En este contexto de cultura relativista, donde casi se da por sentado que no hay absolutos, estamos forzados a aclarar si pensamos que existen verdades al final del túnel, (cosas en sí, diría Platón) o si, por el contrario, todo no es más que una lluvia de gotas individuales que alimenta el líquido río de la post-verdad.

Días atrás, hablando de Newman y de la conciencia, decíamos que la conciencia obliga a hacer el bien. Con cierta frecuencia, en la medida en que seguimos la voz de la conciencia, hacemos, no lo que nos gustaría, sino lo que sabemos que debemos hacer.

En el mejor sentido de la palabra, cumplimos con nuestro deber, con aquello que sabemos que estamos obligados a hacer. ¿Pero quién nos obliga? Según el Fedro, el daimon; según Newman, la voz de la conciencia. Es inevitable pensar que están hablando de lo mismo.

No se trata un mandato frío y externo, un manual que indica un para-digma al que debemos ajustarnos. No es, lo que en la actividad bancaria se llama compliance: la garantía de que somos conscientes de y tomamos medidas hacia el cumplimiento de ciertas leyes, políticas y regulaciones relevantes. Es en nuestro propio interior (lo que la Biblia llama el corazón), donde el daimon exige de nosotros la rectitud, y la voz de la conciencia aprieta y obliga.

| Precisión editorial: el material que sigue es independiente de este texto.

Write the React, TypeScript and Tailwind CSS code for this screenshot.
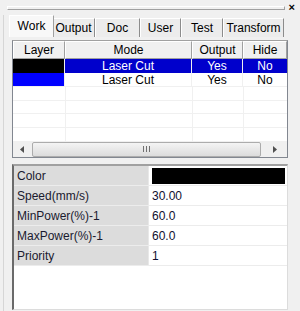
import React from "react";

const tabs = ["Work", "Output", "Doc", "User", "Test", "Transform"];
const tabW = [45, 43, 45, 41, 42, 61];

const props: [string, string][] = [
  ["Color", ""],
  ["Speed(mm/s)", "30.00"],
  ["MinPower(%)-1", "60.0"],
  ["MaxPower(%)-1", "60.0"],
  ["Priority", "1"],
];

export default function App() {
  return (
    <div
      className="w-[300px] h-[311px] bg-[#f0f0f0] overflow-hidden flex flex-col text-[12px] text-black"
      style={{ fontFamily: "Tahoma, 'Liberation Sans', Arial, sans-serif" }}
    >
      {/* title bar */}
      <div className="h-[15px] flex items-center pl-[7px] pr-[5px] shrink-0">
        <div className="flex-1 h-[4px] border-t border-l border-white border-b border-r border-b-[#a0a0a0] border-r-[#a0a0a0]" />
        <span className="ml-[4px] text-[11px] font-bold leading-none">×</span>
      </div>
      {/* body */}
      <div className="flex-1 flex flex-col border-l-[1px] border-[#d6d6d6] ml-[3px] pl-[4px]">
        {/* tabs */}
        <div className="h-[22px] flex items-end pl-[1px] shrink-0">
          {tabs.map((t, i) => (
            <div
              key={t}
              style={{ width: tabW[i] }}
              className={
                i === 0
                  ? "h-[22px] bg-[#f8f8f8] border-t border-l border-white border-r border-r-[#a0a0a0] flex items-center justify-center pb-[1px] relative z-10 -mr-[2px]"
                  : "h-[19px] bg-[#ececec] border-t border-l border-white border-r border-r-[#8c8c8c] flex items-center justify-center"
              }
            >
              <span className="leading-none">{t}</span>
            </div>
          ))}
        </div>
        {/* panel */}
        <div className="flex-1 flex flex-col pl-[4px] pr-[12px] pt-[3px]">
          {/* layer table */}
          <div className="h-[118px] border border-[#828790] border-t-[#a0a0a0] bg-white flex flex-col shrink-0">
            <div className="h-[18px] flex bg-[#f0f0f0] shrink-0">
              <HeaderCell w={52}>Layer</HeaderCell>
              <HeaderCell w={127}>Mode</HeaderCell>
              <HeaderCell w={51}>Output</HeaderCell>
              <HeaderCell w={44}>Hide</HeaderCell>
            </div>
            <div className="h-[14px] flex text-white leading-[14px]">
              <div className="w-[51px] bg-black" />
              <div className="w-[1px] bg-[#f0f0f0]" />
              <div className="w-[126px] bg-[#0000cc] text-center">Laser Cut</div>
              <div className="w-[1px] bg-[#f0f0f0]" />
              <div className="w-[50px] bg-[#0000cc] text-center">Yes</div>
              <div className="w-[1px] bg-[#f0f0f0]" />
              <div className="flex-1 bg-[#0000cc] text-center">No</div>
            </div>
            <div className="h-[14px] flex leading-[14px] border-b border-[#f0f0f0]">
              <div className="w-[51px] bg-[#0000ff]" />
              <div className="w-[127px] border-l border-[#f0f0f0] text-center">Laser Cut</div>
              <div className="w-[51px] border-l border-[#f0f0f0] text-center">Yes</div>
              <div className="flex-1 border-l border-[#f0f0f0] text-center">No</div>
            </div>
            {[0, 1, 2, 3].map((r) => (
              <div key={r} className="h-[14px] flex border-b border-[#f0f0f0] last:border-b-0">
                <div className="w-[52px]" />
                <div className="w-[127px] border-l border-[#f0f0f0]" />
                <div className="w-[51px] border-l border-[#f0f0f0]" />
                <div className="flex-1 border-l border-[#f0f0f0]" />
              </div>
            ))}
            {/* scrollbar */}
            <div className="mt-auto h-[16px] bg-[#f0f0f0] flex items-center">
              <div className="w-[19px] flex items-center justify-center">
                <svg width="5" height="7" viewBox="0 0 5 7"><path d="M4 0 L0 3.5 L4 7 Z" fill="#505050" /></svg>
              </div>
              <div className="flex-1 h-[15px] rounded-[2px] border border-[#acacac] bg-gradient-to-b from-[#f4f4f4] to-[#dcdcdc] flex items-center justify-center">
                <div className="flex gap-[2px]">
                  <div className="w-[1px] h-[6px] bg-[#707070]" />
                  <div className="w-[1px] h-[6px] bg-[#707070]" />
                  <div className="w-[1px] h-[6px] bg-[#707070]" />
                </div>
              </div>
              <div className="w-[26px] flex items-center justify-center">
                <svg width="5" height="7" viewBox="0 0 5 7"><path d="M1 0 L5 3.5 L1 7 Z" fill="#505050" /></svg>
              </div>
            </div>
          </div>
          {/* property grid */}
          <div className="mt-[6px] flex-1 bg-white border-t-2 border-l-2 border-t-[#a0a0a0] border-l-[#6a6a6a] border-r border-b border-r-[#dcdcdc] border-b-[#dcdcdc] flex flex-col mb-[1px]">
            {props.map(([k, v], i) => (
              <div key={k} className="h-[20px] flex border-b border-[#ececec] shrink-0">
                <div className="w-[135px] bg-[#dcdcdc] pl-[3px] flex items-center text-[#1a1a2e] border-r border-[#e8e8e8]">
                  {k}
                </div>
                <div className="flex-1 flex items-center pl-[3px] pr-[2px]">
                  {i === 0 ? (
                    <div className="w-full h-[16px] bg-black" />
                  ) : (
                    <span className="text-[#101030]">{v}</span>
                  )}
                </div>
              </div>
            ))}
          </div>
        </div>
      </div>
    </div>
  );
}

function HeaderCell({ w, children }: { w: number; children: React.ReactNode }) {
  return (
    <div
      style={{ width: w }}
      className="h-full bg-[#f0f0f0] border-t border-l border-white border-r border-b border-r-[#a0a0a0] border-b-[#a0a0a0] flex items-center justify-center leading-none"
    >
      {children}
    </div>
  );
}
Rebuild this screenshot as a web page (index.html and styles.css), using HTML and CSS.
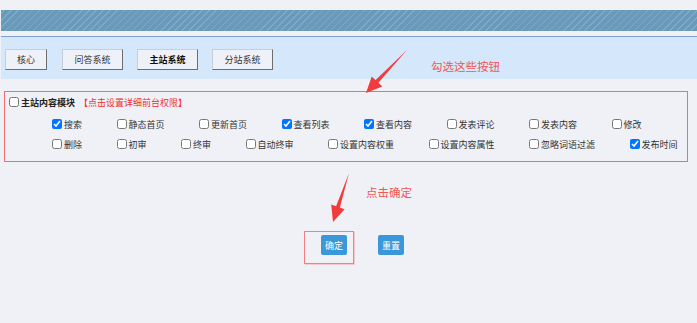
FILE: index.html
```html
<!DOCTYPE html>
<html lang="zh-CN">
<head>
    <meta charset="UTF-8">
    <title>权限设置</title>
    <link rel="stylesheet" href="styles.css">
</head>
<body>
<div class="page">
    <div class="stripe"></div>

    <div class="tabs_panel">
        <span class="tab">核心</span>
        <span class="tab">问答系统</span>
        <span class="tab tab_active">主站系统</span>
        <span class="tab">分站系统</span>
    </div>

    <div class="module">
        <div class="module_head">
            <label><input type="checkbox"><b>主站内容模块</b></label>
            <span class="module_hint">【点击设置详细前台权限】</span>
        </div>
        <div class="perm_row">
            <label class="perm"><input type="checkbox" checked>搜索</label>
            <label class="perm"><input type="checkbox">静态首页</label>
            <label class="perm"><input type="checkbox">更新首页</label>
            <label class="perm"><input type="checkbox" checked>查看列表</label>
            <label class="perm"><input type="checkbox" checked>查看内容</label>
            <label class="perm"><input type="checkbox">发表评论</label>
            <label class="perm"><input type="checkbox">发表内容</label>
            <label class="perm"><input type="checkbox">修改</label>
        </div>
        <div class="perm_row">
            <label class="perm"><input type="checkbox">删除</label>
            <label class="perm"><input type="checkbox">初审</label>
            <label class="perm"><input type="checkbox">终审</label>
            <label class="perm"><input type="checkbox">自动终审</label>
            <label class="perm"><input type="checkbox">设置内容权重</label>
            <label class="perm"><input type="checkbox">设置内容属性</label>
            <label class="perm"><input type="checkbox">忽略词语过滤</label>
            <label class="perm"><input type="checkbox" checked>发布时间</label>
        </div>
    </div>

    <div class="actions">
        <span class="btn">确定</span>
        <span class="btn">重置</span>
    </div>

    <!-- annotations drawn over the screenshot -->
    <div class="note note_check">勾选这些按钮</div>
    <div class="note note_ok">点击确定</div>
    <div class="mark_ok"></div>
    <svg class="arrows" width="697" height="323" viewBox="0 0 697 323">
        <polygon points="407,50 378.4,82.8 382.3,86.4 366,93 371.7,76.6 375.6,80" fill="#f43b3b"/>
        <polygon points="349,173 339.9,207.4 344.6,209.2 333,222 331.2,204.6 336.1,206.2" fill="#f43b3b"/>
    </svg>
</div>
</body>
</html>
```

FILE: styles.css
```css
body {
    margin: 0;
    padding: 0;
    background: #f0f1f6;
    font-family: "Noto Sans CJK SC", "Noto Sans", sans-serif;
    font-size: 9px;
    color: #333;
}

.page {
    position: relative;
    width: 697px;
    height: 323px;
    overflow: hidden;
}

.stripe {
    margin: 10px 0 0 1px;
    height: 21px;
    background: repeating-linear-gradient(-45deg, #6a9aba 0, #6a9aba 4px, #7faac7 4px, #7faac7 5px);
}

.tabs_panel {
    margin: 5px 0 0 1px;
    border-top: 1px solid #7b9fd1;
    background: #d5e7fb;
    height: 43px;
    padding: 12px 0 0 4px;
    box-sizing: border-box;
    display: flex;
    gap: 14px;
    align-items: flex-start;
}

.tab {
    display: flex;
    align-items: center;
    justify-content: center;
    width: 61px;
    height: 21px;
    box-sizing: border-box;
    background: #eef1f7;
    border: 1px solid #c9cdd5;
    border-right-color: #6e6e6e;
    border-bottom-color: #6e6e6e;
    color: #333;
}

.tab:first-child {
    width: 42px;
    margin-right: 1px;
}

.tab_active {
    font-weight: bold;
    color: #111;
}

.module {
    margin: 12px 0 0 4px;
    width: 684px;
    height: 71px;
    box-sizing: border-box;
    border: 1px solid #f06e6e;
    padding: 3px 0 0 4px;
}

.module_head {
    height: 14px;
    display: flex;
    align-items: center;
}

.module_head label {
    display: flex;
    align-items: center;
    color: #222;
}

.module_hint {
    color: #f22c2c;
    margin-left: 4px;
}

input[type=checkbox] {
    width: 10px;
    height: 10px;
    margin: 0 2px 0 0;
}

.perm_row {
    display: flex;
    align-items: center;
    height: 20px;
    padding-left: 43px;
}

.module_head + .perm_row {
    margin-top: 5px;
}

.perm {
    display: flex;
    align-items: center;
    margin-right: 34.5px;
    white-space: nowrap;
}

.actions {
    display: flex;
    gap: 31px;
    margin-top: 73px;
    padding-left: 321px;
}

.btn {
    width: 26px;
    height: 20px;
    border-radius: 2px;
    background: #3a97d9;
    color: #fff;
    display: flex;
    align-items: center;
    justify-content: center;
}

.note {
    position: absolute;
    color: #f05656;
    font-size: 11.5px;
    line-height: 14px;
}

.note_check {
    left: 431px;
    top: 59px;
}

.note_ok {
    left: 366px;
    top: 185px;
}

.mark_ok {
    position: absolute;
    left: 304px;
    top: 231px;
    width: 50px;
    height: 33px;
    box-sizing: border-box;
    border: 1px solid #f38080;
    box-shadow: 1px 1px 0 #f8c9c9;
}

.arrows {
    position: absolute;
    left: 0;
    top: 0;
    pointer-events: none;
}
```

Pero la voz del daimon, aunque escuchada en el núcleo mismo de la subjetividad, es señal de un bien objetivo -no producido por nosotros mismos. Es decir, que no es un auto-reflejo del yo, una emanación de mi propia mismidad, sino misteriosamente, la recepción de un orden objetivo (que existe en sí, diría Platón, no sólo para mí), del cual formamos parte, pero al que también debemos integrarnos.

Para Platón, el mundo material sólo existe porque participa del mundo de las ideas; y las ideas participan a su vez unas de otras… Pero en la cima de la pirámide, está el Bien. En una impresionante proposición del libro VI de la República (509 b), puede leerse: “Tienes que admitir que los objetos deben al Bien incluso su ser y su realidad”. (Quizás esto nos ayude a entender por qué continuamente lo real se nos presenta en forma de desafío ético y exige de nosotros un juicio sobre el bien: ¿Debo hacer esto?).

El bien, en Platón, no es un
feeling, un me parece, un pequeño divertimento sobre si tomaremos cerveza roja o negra. Es algo tremendamente objetivo y no sujeto a discusión. Lo que sí es falible es nuestro juicio -y eso justifica quizás el perspectivismo del que usted nos ha hablado en alguna ocasión. Pero eso no debe teñir de relativismo el bien en sí. El papel del daimon no es expresar nuestra arbitrariedad subjetiva, sino hacernos mirar el Bien en sí, ponernos en contacto con un absoluto.

El daimon es como si Dios nos hablara al oído, en un suspiro. Que requiere, para poder ser escuchado, del mayor silencio, la mayor rectitud y el mayor deseo:

“O, speak again, bright angel… winged messenger of heaven”.